NEWARK -- Although a New Jersey jury spared Merck & Co. a double hit to the pocketbook, analysts are concerned that its negative findings on the marketing of Vioxx could continue to hurt the company as it defends itself against almost 10,000 lawsuits filed by users of the now-pulled arthritis drug.
Merck's Achilles' heel appears to be judgments that it failed to warn that Vioxx could cause heart attacks, lawyers and analysts said yesterday, a day after the jury gave a split verdict to two longtime Vioxx users who survived heart attacks.
However, Alan Klein, a lawyer who has defended another drug maker, said the outcome validated Merck's strategy of handling the litigation case by case, rather than settling, and would prompt some people to drop their lawsuits.

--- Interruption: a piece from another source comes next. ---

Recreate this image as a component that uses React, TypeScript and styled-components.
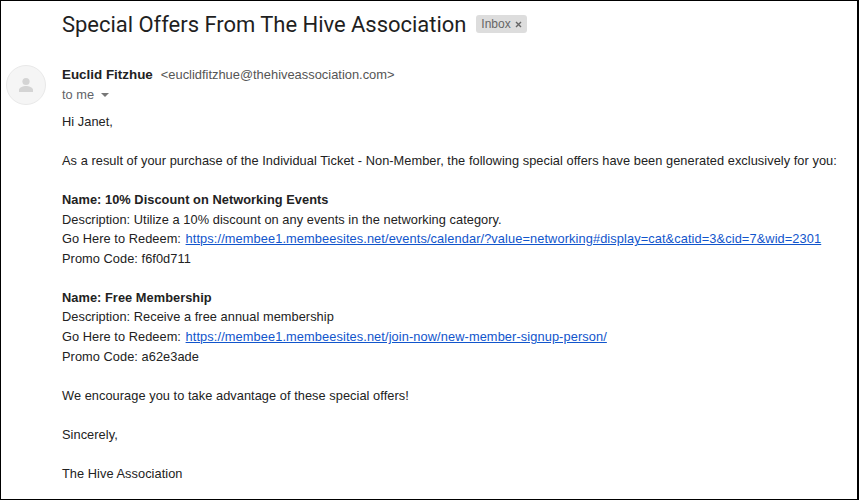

''You have to be very careful as a defendant not to be writing checks left and right," said Klein, who represented Interneuron in one of the first cases involving the diet drug known as fen-phen. ''My own view is that a lot of the Vioxx claims are meritless."
But Barbara Ryan, an analyst at Deutsche Bank North America, said with only a handful of Vioxx verdicts to date, it's too early to draw firm conclusions.

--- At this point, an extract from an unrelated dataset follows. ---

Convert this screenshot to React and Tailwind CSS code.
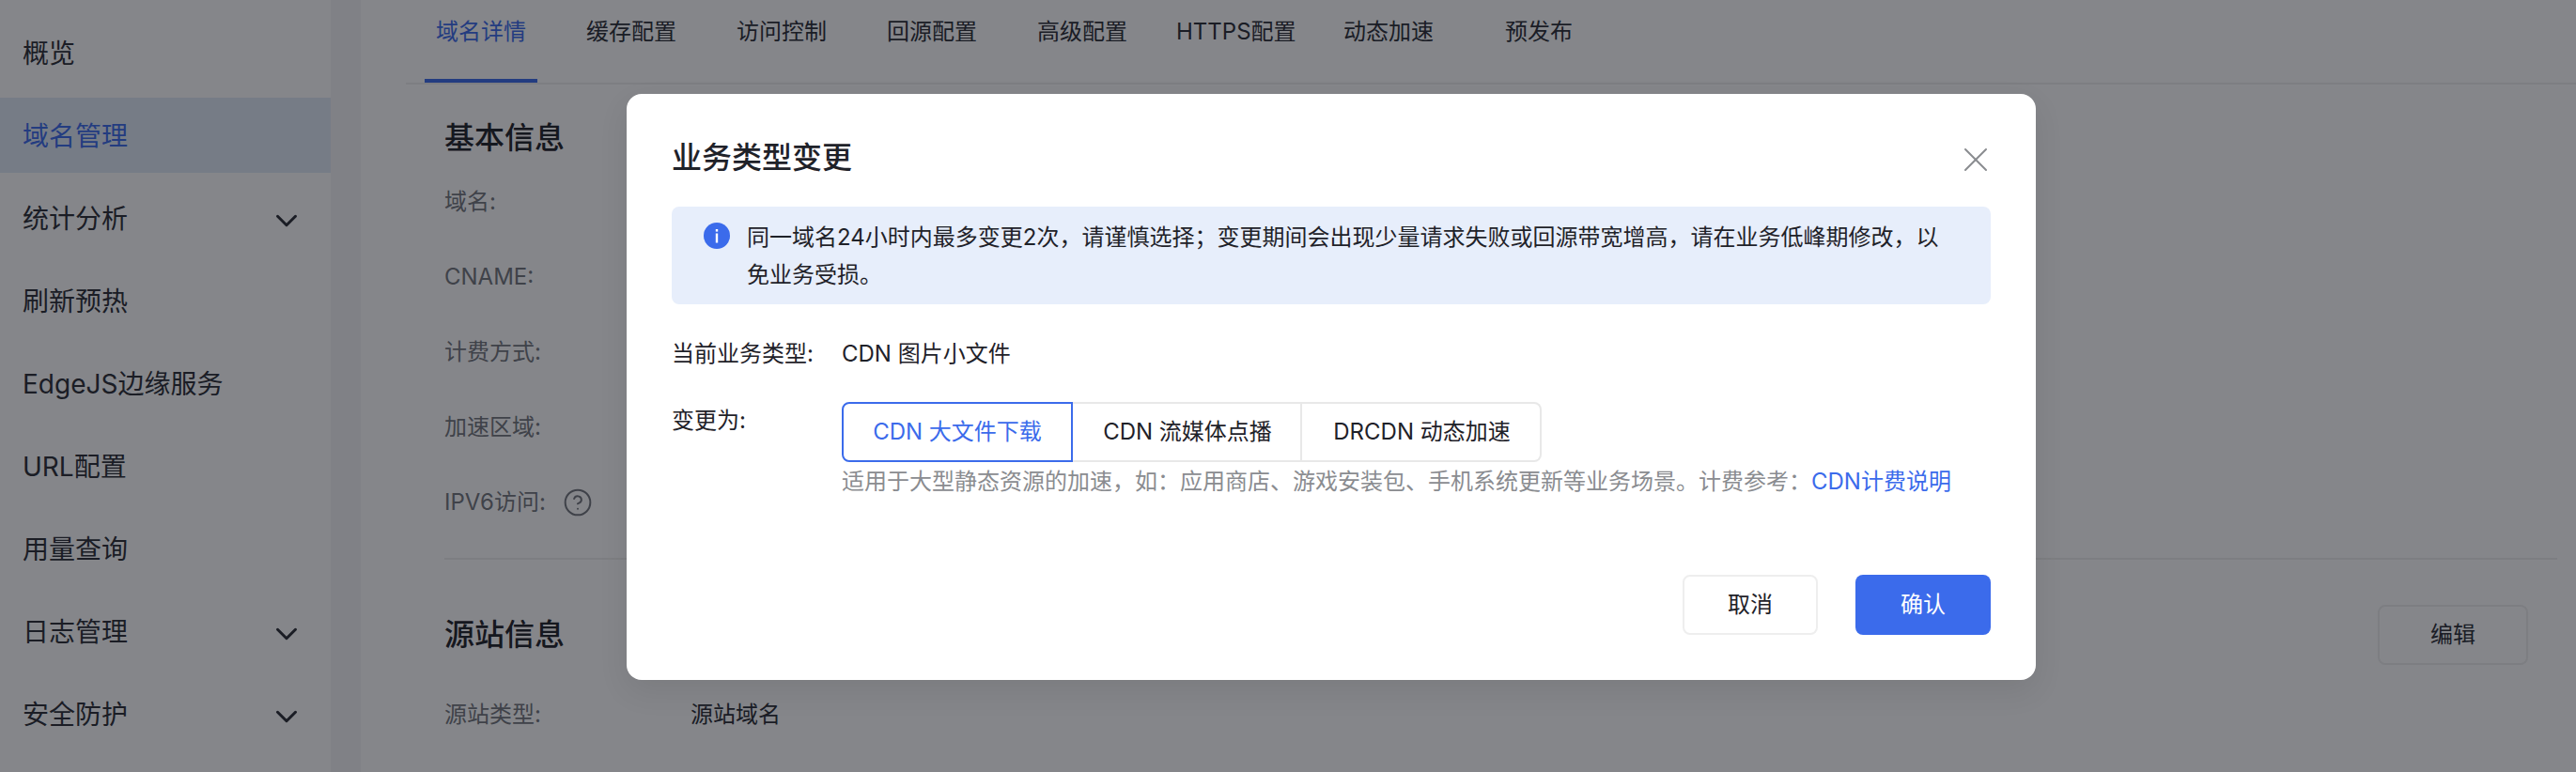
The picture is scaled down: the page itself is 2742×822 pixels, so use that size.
import React from "react";
import { ChevronDown, CircleHelp, X } from "lucide-react";

const menu = [
  { label: "概览" },
  { label: "域名管理", active: true },
  { label: "统计分析", arrow: true },
  { label: "刷新预热" },
  { label: "EdgeJS边缘服务" },
  { label: "URL配置" },
  { label: "用量查询" },
  { label: "日志管理", arrow: true },
  { label: "安全防护", arrow: true },
];

const tabs = [
  { label: "域名详情", cls: "w-[120px] text-[#3b6beb]", active: true },
  { label: "缓存配置", cls: "w-[120px]" },
  { label: "访问控制", cls: "w-[120px]" },
  { label: "回源配置", cls: "w-[120px]" },
  { label: "高级配置", cls: "w-[120px]" },
  { label: "HTTPS配置", cls: "w-[126px]" },
  { label: "动态加速", cls: "w-[120px]" },
  { label: "预发布", cls: "w-[120px]" },
];

const basicRows = ["域名:", "CNAME:", "计费方式:", "加速区域:"];

const App = () => {
  return (
    <div className="relative flex h-[822px] w-[2742px] overflow-hidden bg-white font-['Inter','Noto_Sans_CJK_SC',sans-serif] text-[#2a2d35]">
      {/* Sidebar */}
      <aside className="flex w-[352px] shrink-0 flex-col gap-2 pt-4">
        {menu.map((item) => (
          <div
            key={item.label}
            className={`flex h-20 shrink-0 items-center justify-between pl-6 pr-7 text-[28px] ${item.active ? "bg-[#e1ebf7] text-[#3b6beb]" : ""}`}
          >
            <span className="pt-0.5">{item.label}</span>
            {item.arrow && <ChevronDown size={38} strokeWidth={1.9} className="mt-1.5" />}
          </div>
        ))}
      </aside>
      <div className="w-8 shrink-0 bg-[#f5f5f6]"></div>

      {/* Main content */}
      <main className="min-w-0 flex-1">
        <div className="ml-12 flex h-[90px] gap-10 border-b-2 border-[#eeeeee] pl-5 text-2xl">
          {tabs.map((tab) => (
            <div key={tab.label} className={`relative h-[88px] shrink-0 whitespace-nowrap pt-[18px] text-center leading-8 ${tab.cls}`}>
              {tab.label}
              {tab.active && <div className="absolute bottom-0 left-0 h-1 w-full bg-[#3b6beb]"></div>}
            </div>
          ))}
        </div>

        <div className="pl-[89px] pr-5">
          <h2 className="mt-[33px] text-[32px] font-medium leading-[48px] text-[#1f2229]">基本信息</h2>
          <div className="mt-6 flex flex-col gap-10 text-2xl leading-10 text-[#73767d]">
            {basicRows.map((row) => (
              <div key={row} className="h-10">{row}</div>
            ))}
            <div className="flex h-10 items-center gap-[18px]">
              IPV6访问:
              <CircleHelp size={32} strokeWidth={1.5} />
            </div>
          </div>
          <div className="mt-[39px] h-0.5 bg-[#eeeeee]"></div>
          <div className="mt-12 flex h-16 items-center justify-between pr-[31px]">
            <h2 className="text-[32px] font-medium leading-[48px] text-[#1f2229]">源站信息</h2>
            <button className="h-16 w-40 rounded-lg border-2 border-[#eeeeee] text-2xl">编辑</button>
          </div>
          <div className="mt-[33px] flex h-10 text-2xl leading-10">
            <span className="w-[262px] text-[#73767d]">源站类型:</span>
            <span>源站域名</span>
          </div>
        </div>
      </main>

      {/* Overlay and dialog */}
      <div className="absolute inset-0 bg-[#0b0d15]/50 pl-[667px] pt-[100px]">
        <div className="h-[624px] w-[1500px] rounded-2xl bg-white px-12 pb-12 pt-11 text-[#1f2229] shadow-[0_12px_32px_rgba(0,0,0,0.08)]">
          <div className="flex h-12 items-center justify-between">
            <h3 className="text-[32px] font-medium leading-[48px]">业务类型变更</h3>
            <X size={44} strokeWidth={1.1} className="-mr-1.5 mt-1 text-[#8a8c90]" />
          </div>

          <div className="mt-7 flex gap-[18px] rounded-lg bg-[#e7eefb] pb-[11px] pl-[34px] pr-12 pt-[13px] text-2xl leading-10">
            <svg viewBox="0 0 28 28" className="mt-1 h-7 w-7 shrink-0">
              <circle cx="14" cy="14" r="14" fill="#3b6beb" />
              <rect x="12.8" y="11.5" width="2.4" height="10" fill="#fff" />
              <rect x="12.8" y="7" width="2.4" height="2.6" fill="#fff" />
            </svg>
            <p>同一域名24小时内最多变更2次，请谨慎选择；变更期间会出现少量请求失败或回源带宽增高，请在业务低峰期修改，以免业务受损。</p>
          </div>

          <div className="mt-[33px] flex text-2xl leading-10">
            <span className="w-[181px] shrink-0">当前业务类型:</span>
            <span>CDN 图片小文件</span>
          </div>

          <div className="mt-[31px] flex text-2xl leading-10">
            <span className="w-[181px] shrink-0">变更为:</span>
            <div>
              <div className="flex h-16 text-center leading-[60px]">
                <div className="w-[246px] rounded-l-lg border-2 border-[#3b6beb] text-[#3b6beb]">CDN 大文件下载</div>
                <div className="w-[244px] border-y-2 border-r-2 border-[#e8e8e8] pl-0.5">CDN 流媒体点播</div>
                <div className="w-[255px] rounded-r-lg border-y-2 border-r-2 border-[#e8e8e8] pl-0.5">DRCDN 动态加速</div>
              </div>
              <p className="mt-px text-[#8a8c90]">
                适用于大型静态资源的加速，如：应用商店、游戏安装包、手机系统更新等业务场景。计费参考：
                <span className="text-[#3b6beb]">CDN计费说明</span>
              </p>
            </div>
          </div>

          <div className="mt-[79px] flex justify-end gap-10 text-2xl">
            <button className="h-16 w-36 rounded-lg border-2 border-[#eeeeee]">取消</button>
            <button className="h-16 w-36 rounded-lg bg-[#3b6beb] text-white">确认</button>
          </div>
        </div>
      </div>
    </div>
  );
};

export default App;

''This is a marathon, and we're sitting here analyzing the first few steps. I don't think it's going to tell you a lot," Ryan said. ''Each case will come out differently, even with the same facts."
The jury in Atlantic City overwhelmingly found Wednesday that Merck failed to warn the public about the risks of Vioxx and that the New Jersey-based company intentionally suppressed information linking the drug to cardiovascular problems.
But the jury found that Vioxx was a factor in the illness of just one of the users, John McDarby, 77, and awarded him $4.5 million in compensation.
The panel was considering additional awards for him yesterday.
The jury did not award significant damages to co-plaintiff Thomas Cona, 60.